### Material provided ###

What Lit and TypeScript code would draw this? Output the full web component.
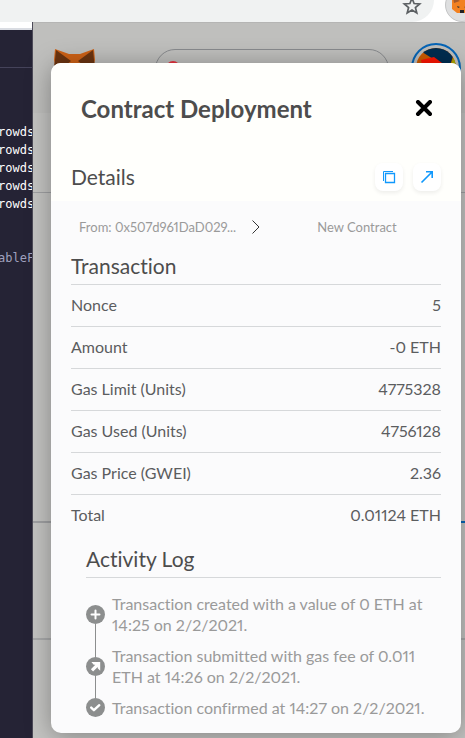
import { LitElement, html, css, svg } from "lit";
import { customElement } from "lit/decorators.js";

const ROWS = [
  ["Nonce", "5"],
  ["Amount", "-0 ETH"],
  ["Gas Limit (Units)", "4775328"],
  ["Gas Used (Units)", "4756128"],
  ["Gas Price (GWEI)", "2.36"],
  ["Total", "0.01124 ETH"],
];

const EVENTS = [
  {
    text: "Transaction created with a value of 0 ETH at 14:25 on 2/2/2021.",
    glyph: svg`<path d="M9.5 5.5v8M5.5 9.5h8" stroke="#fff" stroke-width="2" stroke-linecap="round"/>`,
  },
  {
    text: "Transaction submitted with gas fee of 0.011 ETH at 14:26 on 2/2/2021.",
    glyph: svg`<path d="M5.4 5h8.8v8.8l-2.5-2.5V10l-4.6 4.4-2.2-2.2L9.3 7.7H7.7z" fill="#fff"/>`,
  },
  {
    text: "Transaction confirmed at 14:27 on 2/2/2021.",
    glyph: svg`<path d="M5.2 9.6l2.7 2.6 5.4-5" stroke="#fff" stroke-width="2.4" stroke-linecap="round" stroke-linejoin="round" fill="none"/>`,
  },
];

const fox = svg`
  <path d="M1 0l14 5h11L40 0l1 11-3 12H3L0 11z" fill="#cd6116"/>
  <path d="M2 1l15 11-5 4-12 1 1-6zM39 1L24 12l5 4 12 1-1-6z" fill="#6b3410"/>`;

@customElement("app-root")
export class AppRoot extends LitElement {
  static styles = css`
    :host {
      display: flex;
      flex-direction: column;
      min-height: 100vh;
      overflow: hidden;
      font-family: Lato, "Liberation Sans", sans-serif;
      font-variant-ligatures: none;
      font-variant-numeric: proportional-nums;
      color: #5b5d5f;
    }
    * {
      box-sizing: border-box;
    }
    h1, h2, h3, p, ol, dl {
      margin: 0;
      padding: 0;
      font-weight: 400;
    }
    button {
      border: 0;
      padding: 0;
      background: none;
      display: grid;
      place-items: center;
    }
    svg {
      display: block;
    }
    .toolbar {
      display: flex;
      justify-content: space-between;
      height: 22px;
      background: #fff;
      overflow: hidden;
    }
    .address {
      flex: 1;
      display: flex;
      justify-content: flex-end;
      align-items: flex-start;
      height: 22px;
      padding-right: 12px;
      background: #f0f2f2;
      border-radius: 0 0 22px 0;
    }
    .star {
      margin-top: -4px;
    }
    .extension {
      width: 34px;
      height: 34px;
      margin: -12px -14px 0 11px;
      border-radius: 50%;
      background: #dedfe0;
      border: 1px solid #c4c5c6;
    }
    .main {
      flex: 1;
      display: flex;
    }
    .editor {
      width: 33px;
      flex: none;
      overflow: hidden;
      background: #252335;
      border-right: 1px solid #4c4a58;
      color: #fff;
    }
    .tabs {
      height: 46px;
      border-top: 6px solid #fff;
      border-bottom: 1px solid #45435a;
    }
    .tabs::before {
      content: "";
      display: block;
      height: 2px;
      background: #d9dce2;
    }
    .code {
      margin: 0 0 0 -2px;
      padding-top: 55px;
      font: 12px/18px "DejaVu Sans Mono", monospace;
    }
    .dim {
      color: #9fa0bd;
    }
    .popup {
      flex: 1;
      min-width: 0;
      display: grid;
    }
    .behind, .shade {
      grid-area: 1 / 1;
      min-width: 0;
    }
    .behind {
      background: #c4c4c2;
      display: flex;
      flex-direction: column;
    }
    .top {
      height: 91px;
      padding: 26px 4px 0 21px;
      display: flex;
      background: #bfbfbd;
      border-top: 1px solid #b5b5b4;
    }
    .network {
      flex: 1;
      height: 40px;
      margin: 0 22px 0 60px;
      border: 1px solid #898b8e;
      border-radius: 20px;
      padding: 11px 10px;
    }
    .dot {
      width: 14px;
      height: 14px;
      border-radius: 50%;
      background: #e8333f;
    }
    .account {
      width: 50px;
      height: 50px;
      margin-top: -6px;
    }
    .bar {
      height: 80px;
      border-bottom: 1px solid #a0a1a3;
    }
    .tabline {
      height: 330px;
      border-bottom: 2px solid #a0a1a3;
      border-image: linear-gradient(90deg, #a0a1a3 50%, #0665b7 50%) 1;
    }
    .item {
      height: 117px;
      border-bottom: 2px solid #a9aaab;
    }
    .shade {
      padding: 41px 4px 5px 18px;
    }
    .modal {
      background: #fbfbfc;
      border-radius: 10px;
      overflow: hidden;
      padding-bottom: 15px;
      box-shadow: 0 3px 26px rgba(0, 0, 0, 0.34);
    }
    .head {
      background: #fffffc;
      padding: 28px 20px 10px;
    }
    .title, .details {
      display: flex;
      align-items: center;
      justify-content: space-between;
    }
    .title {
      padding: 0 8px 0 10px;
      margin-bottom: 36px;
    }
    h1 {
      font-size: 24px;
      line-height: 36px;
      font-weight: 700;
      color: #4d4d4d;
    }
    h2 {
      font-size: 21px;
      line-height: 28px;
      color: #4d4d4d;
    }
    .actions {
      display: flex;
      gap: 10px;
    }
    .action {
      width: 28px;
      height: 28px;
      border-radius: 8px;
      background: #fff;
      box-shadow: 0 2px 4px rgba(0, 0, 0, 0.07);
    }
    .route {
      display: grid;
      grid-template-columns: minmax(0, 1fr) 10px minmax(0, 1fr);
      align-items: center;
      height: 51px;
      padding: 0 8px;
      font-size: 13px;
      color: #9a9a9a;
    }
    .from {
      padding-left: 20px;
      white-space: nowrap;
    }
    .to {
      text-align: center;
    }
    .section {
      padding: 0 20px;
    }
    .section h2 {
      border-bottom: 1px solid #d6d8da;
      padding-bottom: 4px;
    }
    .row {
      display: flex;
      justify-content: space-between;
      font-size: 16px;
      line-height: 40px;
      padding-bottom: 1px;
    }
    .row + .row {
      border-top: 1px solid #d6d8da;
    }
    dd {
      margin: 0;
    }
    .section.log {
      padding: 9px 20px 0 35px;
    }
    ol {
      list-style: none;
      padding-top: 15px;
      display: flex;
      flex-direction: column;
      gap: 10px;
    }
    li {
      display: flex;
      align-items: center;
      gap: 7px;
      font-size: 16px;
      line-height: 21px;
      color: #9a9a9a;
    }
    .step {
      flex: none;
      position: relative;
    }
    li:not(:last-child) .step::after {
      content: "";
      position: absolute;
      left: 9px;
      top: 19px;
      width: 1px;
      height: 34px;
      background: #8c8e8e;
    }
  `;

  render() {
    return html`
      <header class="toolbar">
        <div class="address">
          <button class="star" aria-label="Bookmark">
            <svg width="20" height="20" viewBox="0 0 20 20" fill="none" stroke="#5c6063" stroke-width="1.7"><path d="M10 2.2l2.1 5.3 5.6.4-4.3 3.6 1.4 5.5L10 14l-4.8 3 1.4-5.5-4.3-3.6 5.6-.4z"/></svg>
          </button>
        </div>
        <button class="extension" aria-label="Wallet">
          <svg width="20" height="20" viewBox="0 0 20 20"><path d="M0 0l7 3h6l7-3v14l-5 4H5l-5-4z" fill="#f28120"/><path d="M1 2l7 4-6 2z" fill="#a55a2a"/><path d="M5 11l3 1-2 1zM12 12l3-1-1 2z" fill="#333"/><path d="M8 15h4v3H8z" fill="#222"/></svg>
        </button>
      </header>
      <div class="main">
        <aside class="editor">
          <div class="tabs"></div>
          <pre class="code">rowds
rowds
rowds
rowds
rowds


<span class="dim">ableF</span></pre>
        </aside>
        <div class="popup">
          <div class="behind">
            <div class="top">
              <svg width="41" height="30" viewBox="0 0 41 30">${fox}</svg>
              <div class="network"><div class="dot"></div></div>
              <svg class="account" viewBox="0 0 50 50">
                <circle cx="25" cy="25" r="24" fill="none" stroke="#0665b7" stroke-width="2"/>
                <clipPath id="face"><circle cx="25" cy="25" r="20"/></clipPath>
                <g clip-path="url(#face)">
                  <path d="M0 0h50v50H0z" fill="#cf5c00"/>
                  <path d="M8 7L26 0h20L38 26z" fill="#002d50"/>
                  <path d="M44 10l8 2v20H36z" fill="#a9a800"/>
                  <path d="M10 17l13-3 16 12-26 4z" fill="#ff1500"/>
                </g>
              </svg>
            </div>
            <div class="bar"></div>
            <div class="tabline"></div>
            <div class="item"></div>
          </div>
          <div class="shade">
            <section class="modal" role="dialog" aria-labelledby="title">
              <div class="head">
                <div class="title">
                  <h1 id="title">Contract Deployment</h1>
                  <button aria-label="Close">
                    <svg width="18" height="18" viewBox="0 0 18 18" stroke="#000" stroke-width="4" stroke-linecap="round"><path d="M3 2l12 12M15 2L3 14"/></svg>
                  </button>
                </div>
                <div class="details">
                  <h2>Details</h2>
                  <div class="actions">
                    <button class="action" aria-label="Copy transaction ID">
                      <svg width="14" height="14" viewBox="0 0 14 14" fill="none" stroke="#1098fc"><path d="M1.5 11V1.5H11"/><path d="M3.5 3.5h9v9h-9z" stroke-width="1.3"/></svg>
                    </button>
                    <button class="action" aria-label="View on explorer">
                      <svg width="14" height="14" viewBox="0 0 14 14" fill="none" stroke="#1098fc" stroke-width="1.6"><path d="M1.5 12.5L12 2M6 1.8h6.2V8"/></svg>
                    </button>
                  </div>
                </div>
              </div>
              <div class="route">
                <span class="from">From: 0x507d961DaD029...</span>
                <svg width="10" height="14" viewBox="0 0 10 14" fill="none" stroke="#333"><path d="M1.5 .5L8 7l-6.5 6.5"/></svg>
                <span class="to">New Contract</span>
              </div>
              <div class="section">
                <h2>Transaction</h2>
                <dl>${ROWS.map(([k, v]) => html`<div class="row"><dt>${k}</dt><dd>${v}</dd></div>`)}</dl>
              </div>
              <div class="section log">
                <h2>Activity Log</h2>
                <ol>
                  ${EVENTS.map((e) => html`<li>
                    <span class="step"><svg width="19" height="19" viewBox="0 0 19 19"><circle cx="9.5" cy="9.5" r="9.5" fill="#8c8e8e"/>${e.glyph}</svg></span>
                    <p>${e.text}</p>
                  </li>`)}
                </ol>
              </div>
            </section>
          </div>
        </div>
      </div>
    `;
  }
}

###

▶ **What the task asks**:
Restate each line from the start of the listing through the line bearing "1l15 11-5 4-12" word for word. Drop the pictures.

▶ **Solution to the exercise**:
What Lit and TypeScript code would draw this? Output the full web component.
import { LitElement, html, css, svg } from "lit";
import { customElement } from "lit/decorators.js";

const ROWS = [
  ["Nonce", "5"],
  ["Amount", "-0 ETH"],
  ["Gas Limit (Units)", "4775328"],
  ["Gas Used (Units)", "4756128"],
  ["Gas Price (GWEI)", "2.36"],
  ["Total", "0.01124 ETH"],
];

const EVENTS = [
  {
    text: "Transaction created with a value of 0 ETH at 14:25 on 2/2/2021.",
    glyph: svg`<path d="M9.5 5.5v8M5.5 9.5h8" stroke="#fff" stroke-width="2" stroke-linecap="round"/>`,
  },
  {
    text: "Transaction submitted with gas fee of 0.011 ETH at 14:26 on 2/2/2021.",
    glyph: svg`<path d="M5.4 5h8.8v8.8l-2.5-2.5V10l-4.6 4.4-2.2-2.2L9.3 7.7H7.7z" fill="#fff"/>`,
  },
  {
    text: "Transaction confirmed at 14:27 on 2/2/2021.",
    glyph: svg`<path d="M5.2 9.6l2.7 2.6 5.4-5" stroke="#fff" stroke-width="2.4" stroke-linecap="round" stroke-linejoin="round" fill="none"/>`,
  },
];

const fox = svg`
  <path d="M1 0l14 5h11L40 0l1 11-3 12H3L0 11z" fill="#cd6116"/>
  <path d="M2 1l15 11-5 4-12 1 1-6zM39 1L24 12l5 4 12 1-1-6z" fill="#6b3410"/>`;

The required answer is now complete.